There are seven known species of sea turtles. Five of the seven species are listed as “endangered” under the U.S. Endangered Species Act. Sea turtles are sometimes illegally killed for their shell, meat, skin and eggs, which have commercial value. International trade in all sea turtle parts for commercial purposes is prohibited by the Convention on International Trade in Endangered Species of Fauna and Flora, also known as the CITES treaty, a multilateral treaty to which the United States, Mexico, China and approximately 170 other countries are parties. United States law requires that wildlife entering the U.S. be clearly marked and declared to customs or wildlife officials upon entry, requires permits for trade in or handling of many species of wildlife and prohibits commercial trade in endangered species, including all sea turtles.
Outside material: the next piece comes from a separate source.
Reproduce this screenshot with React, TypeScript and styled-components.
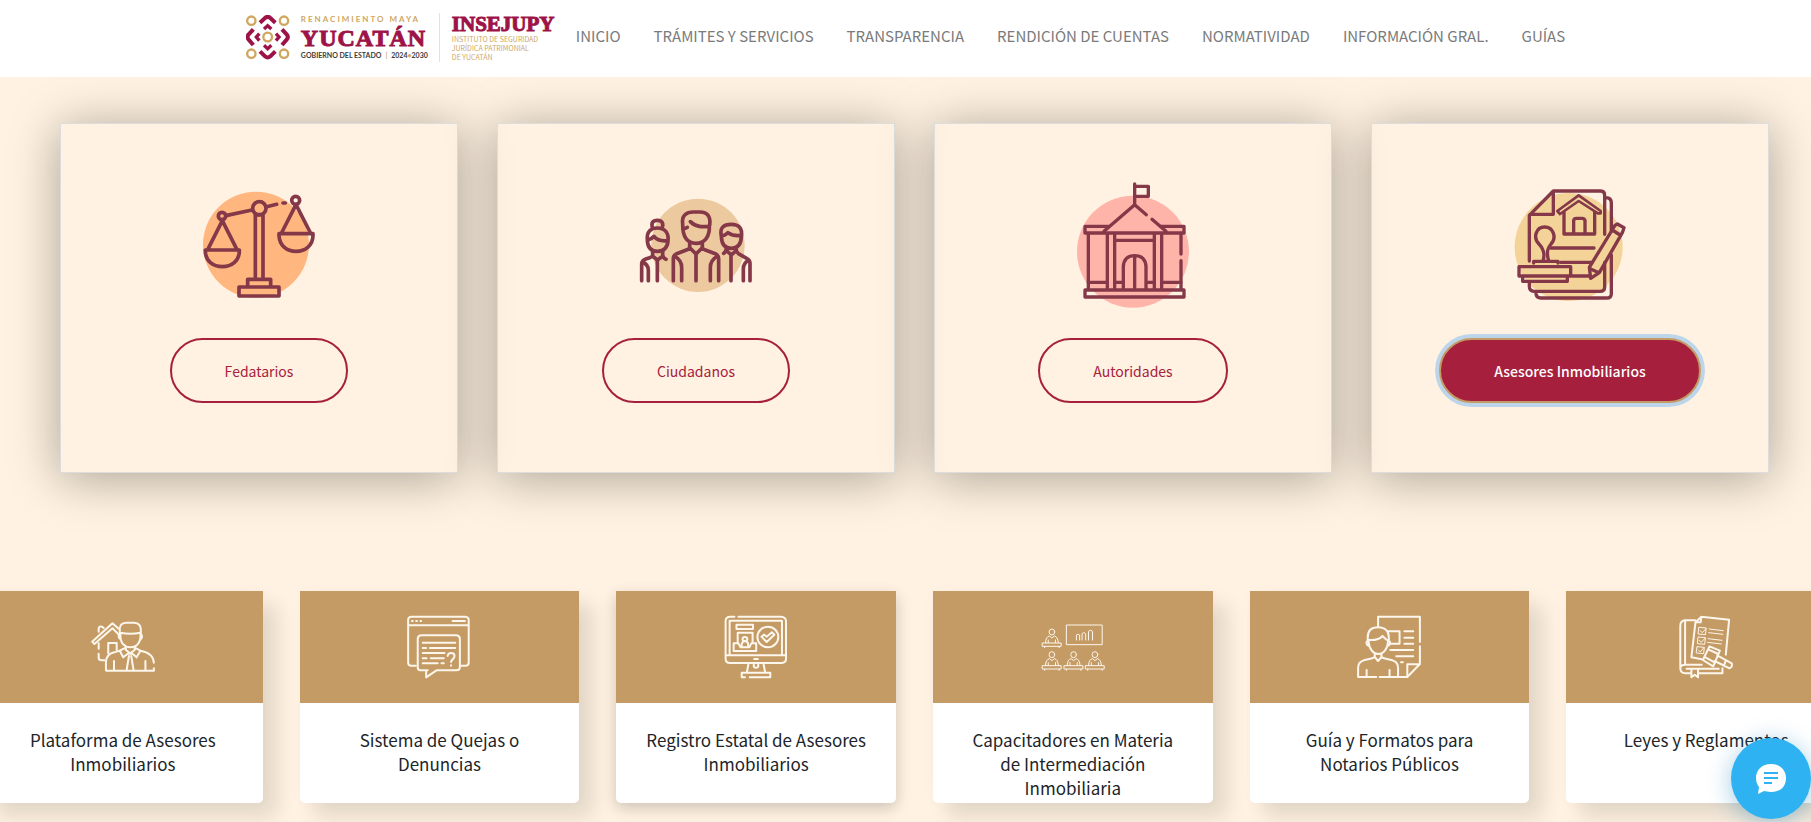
import React from 'react';
import styled, { createGlobalStyle, css } from 'styled-components';

const WINE = '#a6203d';
const GOLD = '#c49b65';

const GlobalStyle = createGlobalStyle`
  * { box-sizing: border-box; }
  body {
    margin: 0;
    background: #fff2e2;
    color: #212529;
    font-family: 'Noto Sans CJK SC', 'Noto Sans', sans-serif;
    font-size: 15px;
    overflow-x: hidden;
  }
`;

/* ---------- Header ---------- */

const Header = styled.header`
  display: flex;
  justify-content: center;
  align-items: center;
  height: 77px;
  padding-bottom: 3px;
  background: #fff;
`;

const Brand = styled.a`
  display: flex;
  align-items: center;
  gap: 11px;
  text-decoration: none;
  white-space: nowrap;
`;

const Emblem = styled.svg`
  width: 44px;
  height: 45px;
  flex: none;
`;

const StateName = styled.div`
  display: flex;
  flex-direction: column;
  width: 127px;
  font-family: Lato, sans-serif;
`;

const Motto = styled.span`
  margin-bottom: 2px;
  font-size: 8px;
  line-height: 8px;
  font-weight: 700;
  letter-spacing: 2px;
  color: #cfa75f;
`;

const Wordmark = styled.span<{ $size: number; $line: number; $track?: number }>`
  font-family: 'Liberation Serif', serif;
  font-weight: 700;
  font-size: ${(p) => p.$size}px;
  line-height: ${(p) => p.$line}px;
  letter-spacing: ${(p) => p.$track ?? 0}px;
  color: #9d1348;
  -webkit-text-stroke: 1px #9d1348;
`;

const Government = styled.span`
  display: flex;
  justify-content: space-between;
  font-size: 7px;
  line-height: 8px;
  font-weight: 700;
  color: #3c3c3b;

  i {
    font-style: normal;
    color: #cfa75f;
  }
`;

const Agency = styled.div`
  display: flex;
  flex-direction: column;
  width: 117px;
  padding-left: 12px;
  border-left: 1px solid #efdfc4;
`;

const AgencyText = styled.span`
  font-size: 7px;
  line-height: 9px;
  color: #cfa75f;
`;

const Nav = styled.nav`
  display: flex;
  gap: 33px;
  margin-left: 20px;
  padding-bottom: 2px;
`;

const NavLink = styled.a`
  color: #7b7b7b;
  text-decoration: none;
  line-height: 24px;
  white-space: nowrap;
`;

/* ---------- Audience cards ---------- */

const Audiences = styled.section`
  display: grid;
  grid-template-columns: repeat(4, 1fr);
  gap: 39px;
  padding: 46px 42px 118px 60px;
`;

const AudienceCard = styled.article`
  display: flex;
  flex-direction: column;
  align-items: center;
  gap: 23px;
  height: 350px;
  padding-top: 46px;
  border: 1px solid #ddd;
  box-shadow: 0 5px 46px rgba(10, 10, 0, 0.35);
`;

const AudienceIcon = styled.svg`
  width: 140px;
  height: 145px;
  flex: none;
  fill: none;
  stroke: #843848;
  stroke-width: 11;
  stroke-linecap: round;
  stroke-linejoin: round;
`;

const PillButton = styled.button<{ $active?: boolean }>`
  height: 65px;
  padding: 0 53px;
  border: 2px solid ${WINE};
  border-radius: 33px;
  background: transparent;
  color: ${WINE};
  font: inherit;
  font-size: 14px;
  cursor: pointer;
  ${(p) =>
    p.$active &&
    css`
      border-color: ${GOLD};
      background: ${WINE};
      color: #fff;
      font-weight: 500;
      box-shadow: 0 0 0 4px #bcd5ea;
    `}
`;

/* ---------- Service carousel ---------- */

const Carousel = styled.section`
  display: grid;
  grid-template-columns: repeat(6, 1fr);
  gap: 37px;
  margin: 0 -35px 0 -17px;
  padding-bottom: 19px;
`;

const ServiceCard = styled.article<{ $raised?: boolean }>`
  height: 212px;
  border-radius: 0 0 5px 5px;
  background: #fff;
  box-shadow: ${(p) =>
    p.$raised ? '0 5px 15px rgba(0, 0, 0, 0.2)' : '14px 14px 20px rgba(0, 0, 0, 0.11), 0 0 20px rgba(0, 0, 0, 0.02)'};
`;

const ServiceHead = styled.div`
  display: grid;
  place-items: center;
  height: 112px;
  background: ${GOLD};
`;

const ServiceIcon = styled.svg<{ $weight?: number }>`
  width: 64px;
  height: 64px;
  fill: none;
  stroke: #fdf6ec;
  stroke-width: ${(p) => p.$weight ?? 2}px;
  stroke-linecap: round;
  stroke-linejoin: round;

  * { vector-effect: non-scaling-stroke; }
`;

const ServiceTitle = styled.h2`
  margin: 0;
  padding: 25px 26px 0;
  font-size: 17px;
  line-height: 24px;
  font-weight: 400;
  text-align: center;
`;

/* ---------- Chat ---------- */

const ChatButton = styled.button`
  position: fixed;
  right: 0;
  bottom: 3px;
  display: grid;
  place-items: center;
  width: 80px;
  height: 81px;
  padding: 0;
  border: 0;
  border-radius: 50%;
  background: #2fb2f2;
  box-shadow: 0 4px 24px rgba(20, 130, 190, 0.4);
  cursor: pointer;
`;

/* ---------- Drawings ---------- */

const YucatanEmblem = () => (
  <Emblem viewBox="48 44 132 135" fill="none" aria-hidden="true">
    <g stroke="#cfa75f" strokeWidth="7">
      <circle cx="64" cy="61" r="12.5" />
      <circle cx="162" cy="61" r="12.5" />
      <circle cx="64" cy="160" r="12.5" />
      <circle cx="162" cy="160" r="12.5" />
      <circle cx="113" cy="110" r="13" />
    </g>
    <g stroke="#9d1348" strokeWidth="12">
      <path d="M90 67 L105 53 Q113 46 121 53 L136 67" />
      <path d="M90 153 L105 168 Q113 175 121 168 L136 153" />
      <path d="M70 87 L56 102 Q49 110 56 118 L70 134" />
      <path d="M156 87 L170 102 Q177 110 170 118 L156 134" />
      <path d="M102 86 L113 76 L124 86 M102 135 L113 145 L124 135 M88 100 L79 110 L88 121 M138 100 L147 110 L138 121" strokeWidth="10" />
    </g>
  </Emblem>
);

const ScalesIcon = () => (
  <AudienceIcon viewBox="-3 0 420 435" aria-hidden="true">
    <circle cx="198" cy="224" r="159" fill="#ffb67f" stroke="none" />
    <path d="M46 242 C46 274 70 290 97 290 C124 290 148 274 148 242 M267 196 C268 226 290 244 318 244 C346 244 369 226 369 196" />
    <path d="M46 240 H148 M267 191 H369 M97 152 L55 235 M97 152 L139 235 M318 104 L276 186 M318 104 L360 186" />
    <circle cx="96" cy="138" r="11" />
    <circle cx="208" cy="115" r="20" />
    <circle cx="317" cy="91" r="12" />
    <path d="M111 136 L186 120 M230 110 L260 103 M279 99 H286 M196 135 V322 M219 135 V322 M196 134 H219" />
    <path d="M173 347 V328 H242 V347 M147 351 H267 V378 H147 Z" />
  </AudienceIcon>
);

const CitizensIcon = () => (
  <AudienceIcon viewBox="-12 -30 420 435" aria-hidden="true">
    <circle cx="204" cy="196" r="140" fill="#ecc99f" stroke="none" />
    <path d="M158 132 C154 106 170 96 190 96 H210 C232 96 243 110 239 136 M158 130 C157 175 174 190 198 190 C224 190 240 170 238 136 M181 125 C198 142 218 141 238 139 M159 148 L172 142" />
    <path d="M179 190 V202 Q178 207 171 209 L140 221 Q130 225 130 235 V302 M217 190 V202 Q218 207 226 210 L256 221 Q266 226 266 236 V302 M180 204 L198 222 L216 204 M198 224 V302 M133 228 C147 236 155 246 155 262 V302 M263 228 C249 236 241 246 241 262 V302" />
    <path d="M68 146 C62 127 69 121 82 121 C96 121 102 130 96 145 M52 181 C49 155 62 144 82 144 C104 144 117 158 114 182 C113 203 101 214 83 214 C65 214 53 203 52 181 M54 180 C62 178 67 174 72 169 C80 179 94 184 112 182" />
    <path d="M68 214 V226 Q66 231 59 233 L45 238 Q35 242 35 252 V302 M98 214 V226 Q101 236 108 238 M69 229 L82 240 L96 230 M82 241 V302 M38 246 C50 252 55 260 55 270 V302" />
    <path d="M274 169 C268 142 282 133 304 133 C326 133 338 144 334 170 C333 195 322 205 304 205 C286 205 275 195 274 169 Z M275 167 C284 168 288 163 294 158 C306 166 318 168 333 166" />
    <path d="M289 205 Q289 216 281 220 M318 205 Q319 216 325 221 L350 235 Q360 240 360 250 V302 M289 211 L304 225 L319 211 M303 226 V302 M357 241 C344 246 340 255 340 268 V302" />
  </AudienceIcon>
);

const CourthouseIcon = () => (
  <AudienceIcon viewBox="-6 0 420 435" aria-hidden="true">
    <circle cx="204" cy="245" r="168" fill="#ffb4aa" stroke="none" />
    <g strokeWidth="10">
      <path d="M209 42 V104 M209 49 H250 V79 H209 M117 184 L209 104 L244 134 M261 148 L303 184" />
      <path d="M130 169 H60 V189 H357 V169 H287" />
      <path d="M70 190 V357 M348 190 V252 M348 272 V357 M127 193 V357 M149 193 V357 M268 193 V357 M290 193 V357 M151 211 H266" />
      <path d="M70 337 H127 M149 337 H172 M245 337 H268 M290 337 H348 M175 357 V290 Q177 257 209 257 Q241 257 243 290 V357 M209 257 V357 M60 360 H357 V381 H60 Z" />
    </g>
  </AudienceIcon>
);

const DeedIcon = () => (
  <AudienceIcon viewBox="0 -15 420 435" aria-hidden="true">
    <circle cx="206" cy="216" r="162" fill="#f4d398" stroke="none" />
    <g strokeWidth="10">
      <path d="M88 258 V121 L160 48 H302 Q314 48 314 62 V178 M160 50 V118 H90 M318 68 Q334 68 334 84 V168 M314 262 V336 Q314 349 300 349 H102 Q88 349 88 334 V325 M334 240 V356 Q334 369 320 369 H122 Q110 369 108 357" />
      <path d="M192 112 V177 H284 V112 M221 175 V136 Q222 130 230 130 H246 Q254 130 255 137 V175 M152 219 H282 M182 262 H276 M217 303 H268" />
      <path d="M172 108 L236 61 L302 108 V115 H294 L236 78 L180 117 Z" strokeWidth="8" />
      <path d="M130 254 Q134 238 129 226 Q126 216 117 207 C98 188 108 156 134 156 C160 156 171 188 153 207 Q145 216 143 226 Q141 238 145 254 M101 264 V259 H174 V264" />
      <path d="M57 275 H212 V303 H57 Z M68 309 V319 H202 V309" />
      <path d="M345 151 L352 147 L372 158 L367 173 L298 293 L272 310 L268 277 L342 156 Z M337 165 L360 180 M270 281 L297 293" />
    </g>
  </AudienceIcon>
);

const AgentIcon = () => (
  <ServiceIcon viewBox="237 105 167 192" preserveAspectRatio="none" aria-hidden="true">
    <path d="M312 165 V145 Q313 128 330 128 H350 Q367 130 367 148 V166 M314 158 Q340 164 366 158 M314 162 C312 190 325 202 340 202 C356 202 368 188 366 162 M311 163 Q307 168 312 176 M368 163 Q372 168 368 176" />
    <path d="M240 185 L293 130 L309 146 M240 185 L246 192 L293 145 L308 162 M257 155 V145 Q258 138 266 140 L270 144 M257 190 V206 M257 221 V234 Q257 241 266 241 H272 M282 220 V189 H304 V210" />
    <path d="M276 271 V245 Q278 222 298 217 L312 212 L328 203 V210 L339 220 L351 210 V203 L366 212 C390 217 400 228 401 248 M401 265 V272 H277 M297 243 V270 M379 243 V270 M312 212 L321 232 L332 222 M366 212 L356 232 L346 222 M333 221 H345 M336 228 L330 270 M342 228 L348 270" />
  </ServiceIcon>
);

const ComplaintIcon = () => (
  <ServiceIcon viewBox="1065 105 167 192" preserveAspectRatio="none" aria-hidden="true">
    <path d="M1088 257 H1076 Q1068 257 1068 248 V118 Q1069 110 1077 110 H1217 Q1226 111 1226 119 V248 Q1226 257 1217 257 H1207 M1068 136 H1226" />
    <path d="M1078 123 H1080 M1089 123 H1091 M1100 123 H1102 M1184 123 H1216" />
    <path d="M1119 271 H1100 Q1093 271 1093 262 V176 Q1094 166 1103 166 H1194 Q1203 167 1203 177 V262 Q1203 271 1194 271 H1142 L1115 292 V274" />
    <path d="M1106 188 H1191 M1106 204 H1115 M1125 204 H1191 M1106 219 H1163 M1106 235 H1116 M1127 235 H1161 M1106 250 H1145 M1155 250 H1161 M1171 228 C1172 216 1189 216 1189 228 C1189 238 1180 238 1180 246 M1180 256 V257" />
  </ServiceIcon>
);

const RegistryIcon = () => (
  <ServiceIcon viewBox="309 105 159 192" preserveAspectRatio="none" aria-hidden="true">
    <path d="M335 110 H323 Q313 112 313 122 V238 Q314 249 324 249 H452 Q463 248 463 238 V122 Q462 111 451 110 H345 M313 226 H463 M323 225 V122 H453 V225" />
    <path d="M340 134 H381 V147 H340 Z M343 189 V158 H380 V189 M333 190 H345 L350 202 H372 L377 190 H389 V213 H333 Z M353 202 V192 Q355 184 361 184 Q368 184 369 192 V202" />
    <circle cx="361" cy="177" r="6" />
    <ellipse cx="418" cy="171" rx="26" ry="31" />
    <path d="M402 170 L408 164 L415 170 L428 157 L434 164 L415 186 Z M384 237 H393 M370 250 L366 276 M407 250 L411 276 M383 250 V260 Q388 267 394 260 V250 M361 292 H353 V278 H424 V292 H373" />
  </ServiceIcon>
);

const Trainee = ({ x, y }: { x: number; y: number }) => (
  <g transform={`translate(${x} ${y})`}>
    <ellipse cx="0" cy="0" rx="7" ry="9" />
    <path d="M-16 32 Q-15 14 -6 12 L0 18 L6 12 Q15 14 16 32 M-9 24 V32 M9 24 V32 M-23 33 H23 V43 H-23 Z M-18 44 V47 M18 44 V47" />
  </g>
);

const TrainingIcon = () => (
  <ServiceIcon viewBox="1097 105 159 192" preserveAspectRatio="none" $weight={1} aria-hidden="true">
    <Trainee x={1124} y={156} />
    <Trainee x={1124} y={224} />
    <Trainee x={1178} y={224} />
    <Trainee x={1231} y={224} />
    <path d="M1161 135 H1249 V194 H1161 Z M1185 180 V165 Q1189 160 1193 165 V180 M1199 180 V161 Q1203 154 1208 161 V180 M1215 180 V154 Q1220 147 1225 154 V180" />
  </ServiceIcon>
);

const NotaryIcon = () => (
  <ServiceIcon viewBox="344 105 173 192" preserveAspectRatio="none" aria-hidden="true">
    <path d="M401 140 V110 H514 V186 M514 199 V252 L480 291 H405 M514 253 H480 V290" />
    <path d="M427 154 H459 V191 H434 M472 154 H496 M472 173 H496 M472 191 H496 M434 210 H496 M450 229 H496 M463 247 H468" />
    <path d="M373 180 V172 C373 152 384 142 401 142 C418 142 430 152 430 172 V180 M376 180 Q402 182 413 168 Q419 175 425 180 M375 181 C376 207 388 222 401 222 C416 222 427 207 428 181 M374 182 Q367 184 371 194 L376 198 M429 182 Q436 184 432 194 L427 198" />
    <path d="M392 221 V230 Q390 234 380 236 L362 241 Q347 246 347 264 V291 H396 M410 221 V230 Q412 234 422 236 L440 241 Q455 246 455 264 V290 M391 230 L401 243 L411 230 M370 270 V290 M432 270 V290" />
  </ServiceIcon>
);

const LawIcon = () => (
  <ServiceIcon viewBox="1199 105 173 192" preserveAspectRatio="none" aria-hidden="true">
    <path d="M1256 121 H1228 Q1216 123 1216 138 V266 Q1217 279 1229 280 H1244 M1266 280 H1330 V265 M1216 262 Q1219 254 1229 254 H1274 M1229 254 V124 M1233 266 H1320 M1246 268 V292 L1255 284 L1264 292 V268" />
    <path d="M1257 127 L1273 110 L1348 119 L1339 224 M1273 110 L1271 127 L1257 127 L1246 232 L1274 238" />
    <g strokeWidth="1">
      <path d="M1267 142 L1286 144 L1284 164 L1265 162 Z M1265 171 L1284 173 L1282 193 L1263 191 Z M1262 200 L1281 202 L1279 221 L1260 219 Z" />
      <path d="M1270 152 L1275 158 L1286 146 M1267 181 L1272 187 L1283 175 M1265 210 L1270 216 L1279 204" />
      <path d="M1294 147 L1332 152 M1293 158 L1331 163 M1291 176 L1329 181 M1290 187 L1327 192" />
    </g>
    <path d="M1295 199 L1323 212 L1305 259 L1277 240 Z M1285 233 L1310 248 M1291 208 L1319 222 M1316 226 L1355 250 Q1358 260 1349 265 L1309 243 M1339 242 L1334 256" />
  </ServiceIcon>
);

const ChatIcon = () => (
  <svg width="32" height="32" viewBox="0 0 32 32" aria-hidden="true">
    <path d="M16 1 C25 1 31 7 31 15 C31 24 25 29 16 29 C13 29 11 28 9 28 L3 31 L4 24 C2 21 1 19 1 15 C1 7 7 1 16 1 Z" fill="#fff" />
    <path d="M9 10 H23 M9 15 H23 M9 20 H17" stroke="#2fb2f2" strokeWidth="2" />
  </svg>
);

/* ---------- Page ---------- */

const navItems = ['INICIO', 'TRÁMITES Y SERVICIOS', 'TRANSPARENCIA', 'RENDICIÓN DE CUENTAS', 'NORMATIVIDAD', 'INFORMACIÓN GRAL.', 'GUÍAS'];

const audiences = [
  { label: 'Fedatarios', Icon: ScalesIcon },
  { label: 'Ciudadanos', Icon: CitizensIcon },
  { label: 'Autoridades', Icon: CourthouseIcon },
  { label: 'Asesores Inmobiliarios', Icon: DeedIcon, active: true },
];

const services = [
  { title: 'Plataforma de Asesores Inmobiliarios', Icon: AgentIcon },
  { title: 'Sistema de Quejas o Denuncias', Icon: ComplaintIcon },
  { title: 'Registro Estatal de Asesores Inmobiliarios', Icon: RegistryIcon, raised: true },
  { title: 'Capacitadores en Materia de\u00a0Intermediación Inmobiliaria', Icon: TrainingIcon },
  { title: 'Guía y Formatos para Notarios Públicos', Icon: NotaryIcon },
  { title: 'Leyes y Reglamentos', Icon: LawIcon },
];

export default function App() {
  return (
    <>
      <GlobalStyle />
      <Header>
        <Brand href="#">
          <YucatanEmblem />
          <StateName>
            <Motto>RENACIMIENTO MAYA</Motto>
            <Wordmark $size={24} $line={26} $track={1}>YUCATÁN</Wordmark>
            <Government>
              <span>GOBIERNO DEL ESTADO</span>
              <i>|</i>
              <span>2024<i>•</i>2030</span>
            </Government>
          </StateName>
          <Agency>
            <Wordmark $size={21} $line={22}>INSEJUPY</Wordmark>
            <AgencyText>INSTITUTO DE SEGURIDAD</AgencyText>
            <AgencyText>JURÍDICA PATRIMONIAL</AgencyText>
            <AgencyText>DE YUCATÁN</AgencyText>
          </Agency>
        </Brand>
        <Nav>
          {navItems.map((item) => (
            <NavLink key={item} href="#">{item}</NavLink>
          ))}
        </Nav>
      </Header>
      <main>
        <Audiences>
          {audiences.map(({ label, Icon, active }) => (
            <AudienceCard key={label}>
              <Icon />
              <PillButton type="button" $active={active}>{label}</PillButton>
            </AudienceCard>
          ))}
        </Audiences>
        <Carousel>
          {services.map(({ title, Icon, raised }) => (
            <ServiceCard key={title} $raised={raised}>
              <ServiceHead><Icon /></ServiceHead>
              <ServiceTitle>{title}</ServiceTitle>
            </ServiceCard>
          ))}
        </Carousel>
      </main>
      <ChatButton type="button" aria-label="Abrir chat"><ChatIcon /></ChatButton>
    </>
  );
}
Six of the seven sea turtle species inhabit Mexican waters and nest on that country’s beaches. All killing of sea turtles, taking of eggs and sale of sea turtle products has been illegal in Mexico since 1990. Public campaigns and grassroots efforts have widely informed the public of these restrictions. Nevertheless, the illegal collecting of sea turtle eggs, hunting of the animals for their meat, skin and shells remains one of the leading threats to their survival. Sea turtle products are used as food, clothing and decoration. Sea turtles are slow-growing, late-maturing animals. About one percent of hatchlings make it to adulthood, making reproductive adults ecologically significant to many subsequent generations of the population. The illegal killing of one adult for its meat, skin or shell, does the same damage to the population as taking many thousands of eggs.

This prosecution is the result of an investigation conducted by the FWS Branch of Special Operations, led by Special Agent George Morrison. The case is being prosecuted by Assistant U.S. Attorney Linda McMahan of the District of Colorado, and Senior Trial Attorney Robert S. Anderson and Trial Attorney Colin L. Black of the Department of Justice’s Environmental Crimes Section.